Keep reading for tips on how practicing car maintenance can instill good habits to protect your credit.
Timely Loan Payments:
One of the easiest ways to improve your credit is to establish a history of on-time payments. Paying your auto loan on time will improve the payment history element of your credit score. As you pay down your loan balance, your credit utilization
will also decrease (another credit score influencer). If your loan term is anywhere from 3-5 years, you’ll be able to impact your age of credit history
. These three elements make up your aggregated credit score.
If everything is done right, keeping up with your auto loan can assist in you building your credit score!
The next thing you can do to impact your credit is reduce your expenses. When it comes to your car, there are many things you can do to cut down costs.
1. Analyze your expenses
To understand how your auto bills stack up against the average, compile a list of your different expenses. Typical car expenses include gas, repairs, maintenance, loans, insurance, taxes and finance charges, and mileage. Total up how much you spend and then compare it against averages you find online
. This will give you a big picture idea of where you may have an opportunity to save.
[Read: Why It’s Important to Evaluate Your Auto Insurance]
2. Establish smart gasoline purchasing habits
One of the biggest day-to-day expenses associated with car ownership is gasoline. While purchasing inexpensive gas will certainly save you a buck or two when you fill up, it is not worth driving across town for. When you fill up, be mindful about which type of gas you use. If your car requires regular gas, you won’t benefit from filling your tank with premium.
Another great way to save on gas is by enrolling in a local grocery discount program. Many stores have rewards programs that will save you money on gas when you shop with them. Ask the cashier next time you pick up your groceries and get signed up so you can start saving! Another way to save is to use helpful apps, such as Gas Buddy
, in order to find the best gas prices in your area.
3. Purchase wisely
Cars are now more efficient than ever. While an electric or hybrid car will surely save you money on fuel, they also cost more upfront. Just because you aren’t in a position to buy a Tesla, that doesn’t mean you can’t still save money. Before making your car purchase, check the vehicle’s average miles per gallon
for both city and highway driving and whether the car takes regular or premium fuel.
[Read: Tips for Buying a New Car or Truck]
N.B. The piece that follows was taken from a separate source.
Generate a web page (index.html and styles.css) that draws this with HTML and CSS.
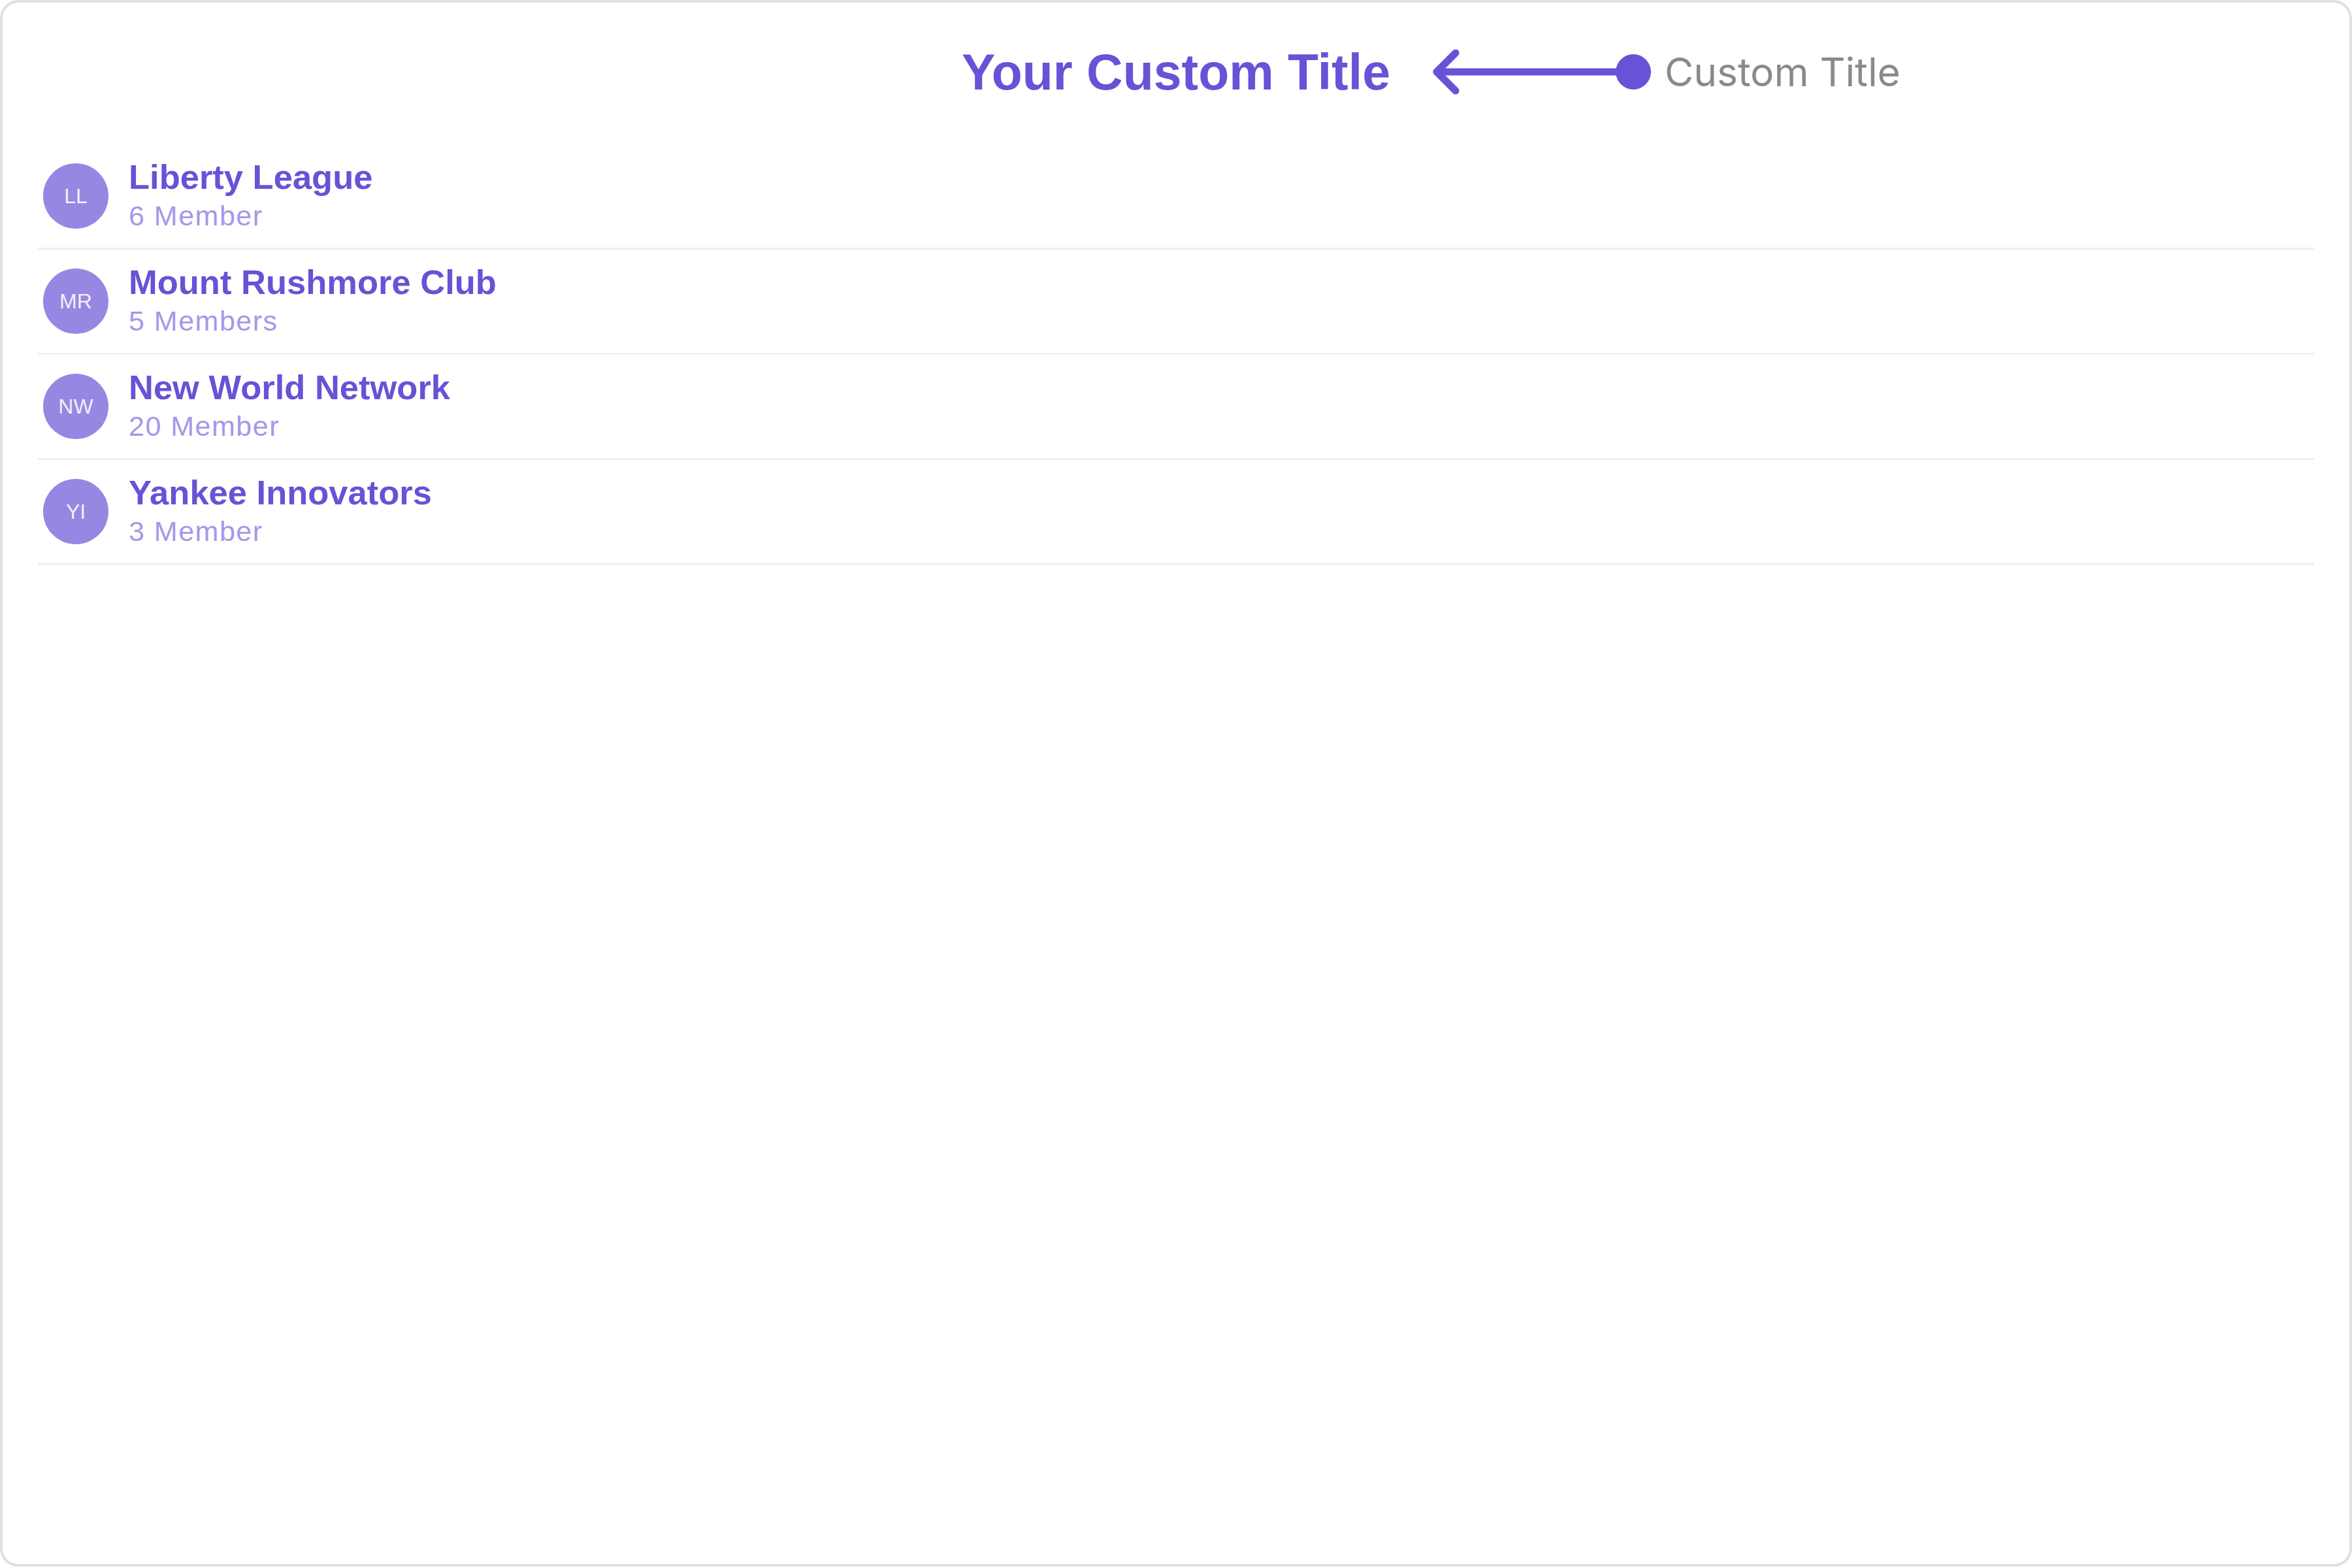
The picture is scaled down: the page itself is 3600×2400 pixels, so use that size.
FILE: index.html
```html
<!DOCTYPE html>
<html lang="en">
<head>
  <meta charset="UTF-8" />
  <meta name="viewport" content="width=device-width, initial-scale=1.0"/>
  <title>Groups</title>
  <link rel="stylesheet" href="styles.css">
</head>
<body>
  <div class="frame">
    <!-- Header with the custom title -->
    <div class="header">
      <h1 class="header-title">Your Custom Title</h1>

      <!-- annotation pointing at the title -->
      <div class="callout">
        <svg class="callout-arrow" width="350" height="80" viewBox="0 0 350 80">
          <polyline points="43,11 14,40 43,69" fill="none" stroke="#6852d6" stroke-width="11" stroke-linecap="round" stroke-linejoin="round"/>
          <line x1="14" y1="40" x2="315" y2="40" stroke="#6852d6" stroke-width="11" stroke-linecap="round"/>
          <circle cx="315" cy="40" r="27" fill="#6852d6"/>
        </svg>
        <span class="callout-label">Custom Title</span>
      </div>
    </div>

    <!-- Group list -->
    <div class="group-list">
      <div class="group-row">
        <div class="avatar">LL</div>
        <div class="group-info">
          <div class="group-name">Liberty League</div>
          <div class="group-members">6 Member</div>
        </div>
      </div>
      <div class="group-row">
        <div class="avatar">MR</div>
        <div class="group-info">
          <div class="group-name">Mount Rushmore Club</div>
          <div class="group-members">5 Members</div>
        </div>
      </div>
      <div class="group-row">
        <div class="avatar">NW</div>
        <div class="group-info">
          <div class="group-name">New World Network</div>
          <div class="group-members">20 Member</div>
        </div>
      </div>
      <div class="group-row">
        <div class="avatar">YI</div>
        <div class="group-info">
          <div class="group-name">Yankee Innovators</div>
          <div class="group-members">3 Member</div>
        </div>
      </div>
    </div>
  </div>
</body>
</html>
```

FILE: styles.css
```css
* {
  box-sizing: border-box;
}

body {
  margin: 0;
  background: #fff;
  font-family: "Liberation Sans", Arial, sans-serif;
}

.frame {
  width: 3600px;
  height: 2398px;
  border: 4px solid #e0e0e0;
  border-radius: 28px;
  background: #fff;
  overflow: hidden;
}

.header {
  position: relative;
  height: 212px;
  display: flex;
  align-items: center;
  justify-content: center;
}

.header-title {
  margin: 0;
  font-size: 77px;
  font-weight: 700;
  color: #6852d6;
  line-height: 1;
}

.callout {
  position: absolute;
  top: 0;
  left: 2181px;
  height: 100%;
  display: flex;
  align-items: center;
  gap: 13px;
}

.callout-arrow {
  display: block;
}

.callout-label {
  font-family: Inter, "Noto Sans", sans-serif;
  font-size: 60.5px;
  color: #8a8a8a;
  line-height: 1;
}

.group-list {
  padding: 5px 54px 0;
}

.group-row {
  display: flex;
  align-items: center;
  gap: 31px;
  padding: 29px 8px 29px;
  border-bottom: 3px solid #f0eefc;
}

.avatar {
  width: 100px;
  height: 100px;
  flex-shrink: 0;
  border-radius: 50%;
  background: #9787e2;
  color: rgba(255, 255, 255, 0.88);
  font-size: 32px;
  display: flex;
  align-items: center;
  justify-content: center;
}

.group-info {
  height: 100px;
  display: flex;
  flex-direction: column;
  justify-content: space-between;
}

.group-name {
  font-size: 52.5px;
  font-weight: 700;
  line-height: 42px;
  color: #6852d6;
}

.group-members {
  font-size: 43px;
  line-height: 40px;
  letter-spacing: 1.5px;
  color: #a797ea;
}
```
Purchasing wisely also includes being aware of the seller’s reputation. If you’re purchasing a used car, never make an impulsive decision. Verify the car’s history by checking the Carfax and make sure you read all the fine print to ensure you’re purchasing from a reputable dealer.
4. Finance responsibly
Be wary of any dealer that will offer financing to anyone, regardless of their credit, as they tend to be less reputable. While negotiating, focus more on the overall price than the monthly payment, and don’t agree to a car loan longer than four to five years. Be conscious of your budget and don’t get lured into spending more than you originally decided!
Perform Regular Car Maintenance:
Consider any vehicular maintenance that you do on a regular basis as a way to prevent future repairs. Be mindful about the way you care for your car and you’ll likely save yourself a lot of money.
Here are some key ways you can keep your car in top shape:
1. Check and replace the oil
In addition to checking your oil level each month, it’s important to check the condition of the oil itself. Make sure the oil is free of debris and doesn’t smell burnt. If it does, this could be a sign of engine damage. Most cars should have the oil replaced every 3,000 miles to prevent engine damage.
2. Keep an eye on your tires
Not only is it wise to check the tread on your tires a couple times a year, you should also monitor how the tires are wearing. If they look uneven, that’s a sign that it’s time for an alignment.
3. Check your coolant
Many people like to leave this up to their mechanic, but checking the antifreeze levels in a car is fairly simple. If you find debris or discolored coolant, you may have an issue with your radiator.
4. Check belts and hoses
Get familiar with what’s going on under your car’s hood. Keep an eye out for wear on your belts and hoses and have them replaced whenever necessary.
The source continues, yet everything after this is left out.